14 April 2019

‘Fools! For I also had my hour;
One far fierce hour and sweet’

‘I also had my hour; / One far fierce hour and sweet: / There was a shout about my ears, / And palms before my feet’ … ‘Burro Taxi’ in Mijas, Spain (Photograph: Patrick Comerford)

Patrick Comerford

Sunday 14 April 2019

Palm Sunday (the Sixth Sunday in Lent)

9.30 a.m.: The Parish Eucharist (Holy Communion 2), Castletown Church, Co Limerick.

Readings: Isaiah 50: 4-9a; Psalm 31: 9-16; Philippians 2: 5-11; Luke 23: 1-49.

May I speak to you in the name of God, + Father, Son and Holy Spirit, Amen.

Traditionally, the Gospel reading for the Liturgy of the Passion on Palm Sunday was so long that this was known as the ‘Long Gospel’.

Today, there are three different provisions for Gospel readings this morning. One tells the story of Christ’s entry into Jerusalem on Palm Sunday, while the other two are accounts of Christ’s Passion during Holy Week, how he carried his cross to Calvary, his Crucifixion, and his death including the reading we have heard this morning.

The longer version begins during the Last Supper. The shorter version, which we have heard this morning (Luke 23: 1-49), begins with Christ’s trial before Pilate, and it brings us right through the passion narrative, to his crucifixion and death.

We are going to hear more the story of Holy Week in the readings during our services each night this week.

But instead of preaching at each of these services, I plan to read a poem.

This morning, you may have wondered why we have missed out in the Gospel story on the story of Palm Sunday itself.

So, as a Gospel reflection for Palm Sunday this morning, I have chosen the poem ‘The Donkey’ by Gilbert Keith Chesterton (1874-1936), an English writer, journalist, critic and poet who was well-known for his reasoned apologetics.

Chesterton’s biographers have identified him as a successor to Victorian writers such as Matthew Arnold, Thomas Carlyle, John Henry Newman and John Ruskin.
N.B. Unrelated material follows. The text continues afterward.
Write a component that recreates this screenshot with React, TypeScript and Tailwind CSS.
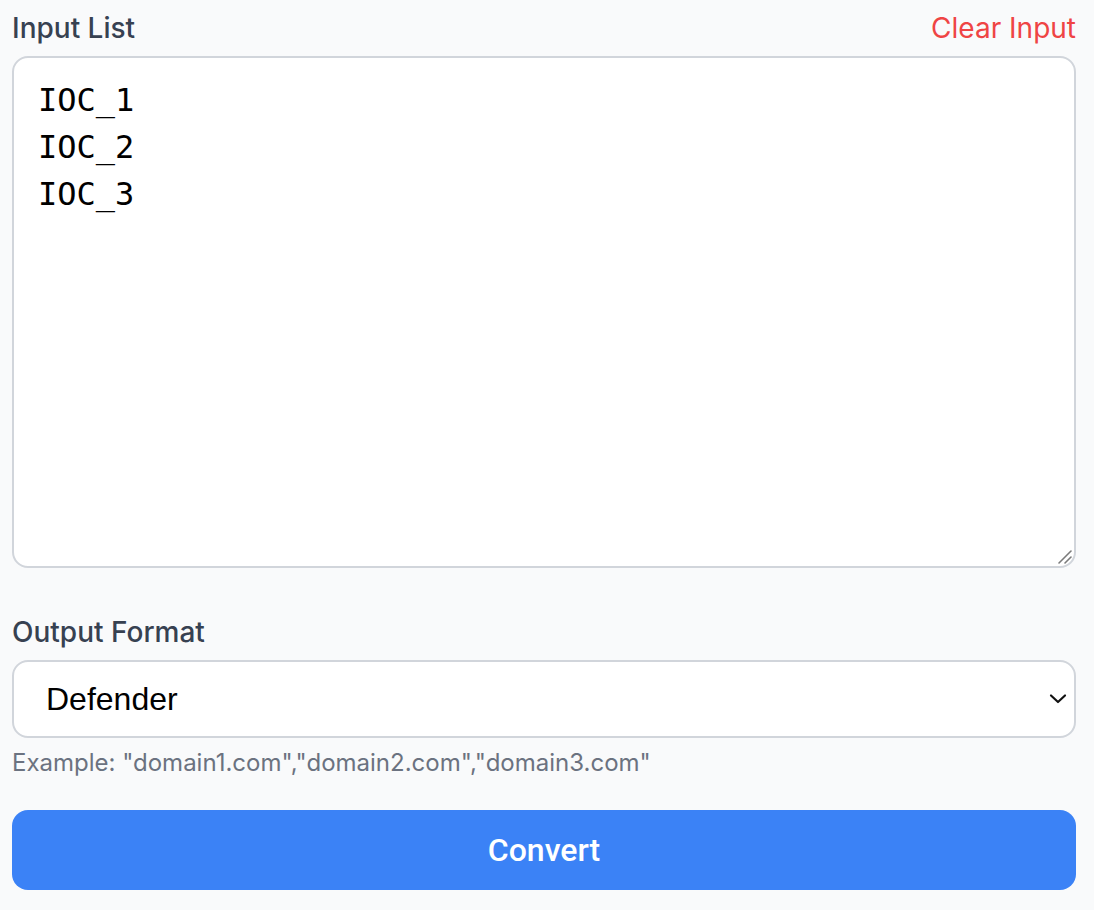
import React from "react";

export default function App() {
  return (
    <div
      className="min-h-[910px] w-full bg-[#f9fafb] pl-[12px] pr-[18px] pt-[8px] pb-[20px]"
      style={{ fontFamily: "Inter, 'Liberation Sans', sans-serif" }}
    >
      <div className="mb-[8px] flex items-center justify-between">
        <label className="text-[28px] leading-[40px] font-medium text-[#374151]">Input List</label>
        <button className="text-[28px] leading-[40px] text-[#ef4444]">Clear Input</button>
      </div>
      <div className="relative">
        <textarea
          className="block h-[512px] w-full resize-none rounded-[16px] border-2 border-[#d1d5db] bg-white px-[24px] pt-[19px] pb-[16px] text-[32px] leading-[47px] text-black outline-none"
          style={{ fontFamily: "'DejaVu Sans Mono', 'Liberation Mono', monospace" }}
          defaultValue={"IOC_1\nIOC_2\nIOC_3"}
        />
        <svg
          className="pointer-events-none absolute right-[3px] bottom-[3px]"
          width="16"
          height="16"
          viewBox="0 0 16 16"
          fill="none"
        >
          <path d="M2 14 L14 2" stroke="#7b7b7b" strokeWidth="1.6" strokeLinecap="round" />
          <path d="M8 14 L14 8" stroke="#7b7b7b" strokeWidth="1.6" strokeLinecap="round" />
        </svg>
      </div>
      <div className="mt-[44px] mb-[8px] text-[28px] leading-[40px] font-medium text-[#374151]">Output Format</div>
      <div className="relative">
        <select
          className="block h-[78px] w-full appearance-none rounded-[16px] border-2 border-[#d1d5db] bg-white pl-[32px] text-[32px] text-black outline-none"
          style={{ fontFamily: "'Liberation Sans', Arial, sans-serif" }}
          defaultValue="Defender"
        >
          <option>Defender</option>
        </select>
        <svg
          className="pointer-events-none absolute right-[9px] top-[33px]"
          width="18"
          height="12"
          viewBox="0 0 18 12"
          fill="none"
        >
          <path d="M2 2.5 L9 9 L16 2.5" stroke="#111" strokeWidth="2.2" strokeLinecap="round" strokeLinejoin="round" />
        </svg>
      </div>
      <p className="mt-[9px] text-[24px] leading-[32px] text-[#6b7280]">
        Example: "domain1.com","domain2.com","domain3.com"
      </p>
      <button
        className="mt-[31px] flex h-[80px] w-full items-center justify-center rounded-[16px] bg-[#3b82f6] text-[32px] font-medium text-white"
        style={{ fontFamily: "Roboto, 'Liberation Sans', Arial, sans-serif" }}
      >
        Convert
      </button>
    </div>
  );
}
In his life, he moved eventually from High Church Anglicanism to becoming a Roman Catholic in 1922.

Chesterton was born in Campden Hill in London, and was educated at Saint Paul’s School, the Slade School of Art and University College London.

At first, he hoped to become an artist but eventually became a journalist, writer, critic and poet. One of his memorable fictional characters is Father Brown.

His circle of friends included the Dublin-born playwright George Bernard Shaw, PG Wodehouse, HG Wells and Bertrand Russell. In the middle of his epic poem, ‘The Ballad of the White Horse,’ he famously states:

For the great Gaels of Ireland
Are the men that God made mad,
For all their wars are merry,
And all their songs are sad.


He died in 1936 in Beaconsfield, Buckinghamshire, and his Requiem Mass took place in Westminster Cathedral.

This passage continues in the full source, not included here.